I had never owned a pair of lululemon stretch pants before – something in my nature balks at the thought of spending $110 for sweat pants, but, given the location of my new home, I wanted to fit in with the cool kids. Watching all the Kitsgals walking down West 4th in their lululemon pants, talking on their cell phones, rushing off for their mani-pedi appointments, they looked so cool, so fit, so trendy.

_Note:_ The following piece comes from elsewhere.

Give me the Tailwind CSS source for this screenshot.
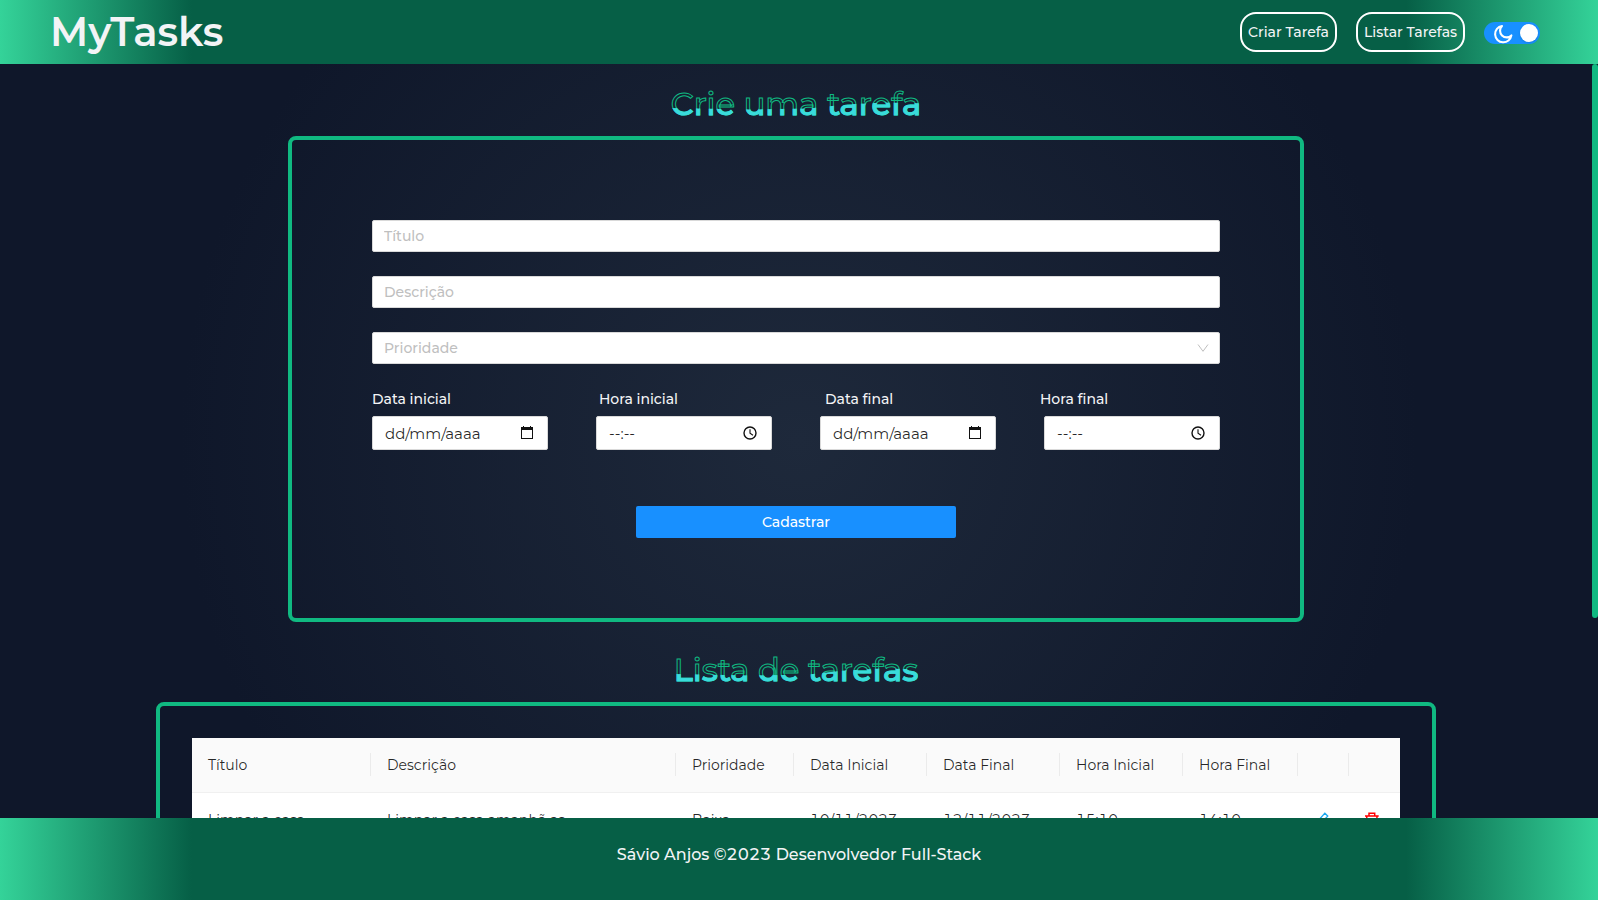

“I must have a pair,” I thought to myself. I had visions of one pair of stretch pants changing my entire life – my ass would automatically perk up without exercise; men would fall at my feet; my boss would give me a raise. So, I made a deal with myself. I could buy one pair of lululemon sweat pants if I did three good deeds. That way the universe would overlook my greedy consumerism because of my generosity. Ten minutes later, I had done my good deeds – I recycled a pop can, I watched ten minutes of the CBC and I was pleasant to a telemarketer that called – and, I was off. I was excited. This was the day my life was going to be amazing.

I took a deep breath and threw open the doors of lululemon. I walked in like I owned the place. After all, this was going to be my new home. I was greeted by a very nice girl named Amber who smiled brightly when I strode boldly inside.

“Hello, and welcome to lululemon. Can I help you?” she asked politely.

“Yes, I am here to buy some sweat pants.” I responded.

Amber’s face twitched slightly. “Oh, I’m sorry. We don’t call them that here. These are lifestyle pants. We have different names for our designs”

I came to learn the names - the Still Pant, the Not So Still Pant, the I’m Not Really Working Out I’m Just Wearing It for the Look Pant, the I’m Actually a Stripper Pant and the I’m Seriously Going to Do Some Exercise Pant.

This was a lot for me to take in. I asked Amber what I should try. She looked me up and down and suggested the I’m Not Really Working Out I’m Just Wearing It for the Look Pant. She knew how to read a customer. Then she asked for my size. I told her I was “normal but more on the healthy side of normal” She looked at me with that slightly twitchy look on her face again. “Maybe she’s got a palsy,” I thought.

Then Amber responded, “Oh, I’m sorry. We don’t carry healthy to normal sizes here. Our sizes only come in Subnormal, Pre-anorexic, Anorexic, Meth Addicted Anorexic and Twig.”

I was crestfallen. “I guess I will try Subnormal please.” Amber looked at me with her sceptical palsy ridden face. What if my whole new life in lululemon wear could not be started because I could not fit into it? The fact that I might have to work out to fit into athletic wear was a bit ironic to me.

I took them to the fitting room. I pulled the black pair of size subnormal I’m Not Really Working Out I’m Just Wearing It for the Look Pants on. They fit perfectly. How can this be? “Amber!” I shrieked. They fit. I am reborn. I can be anyone I want.

I have lost my mind. These are sweat pants. But, wow, are they ever comfortable. Then, I started laughing as a new vision took shape in my mind. No.  I wouldn't be wearing these pants to lunch with my girlfriends, to my private yoga class or to my standing mani-pedi appointment.  No.  But, I could definitely see myself lying on the couch, eating nachos and watching Celebrity Apprentice in these new comfy stretchy pants.  “Amber. I am going to make the most outrageous purchase of my life. I am actually going to spend $110 on a pair of sweat pants.” The twitching outside the change room was deafening.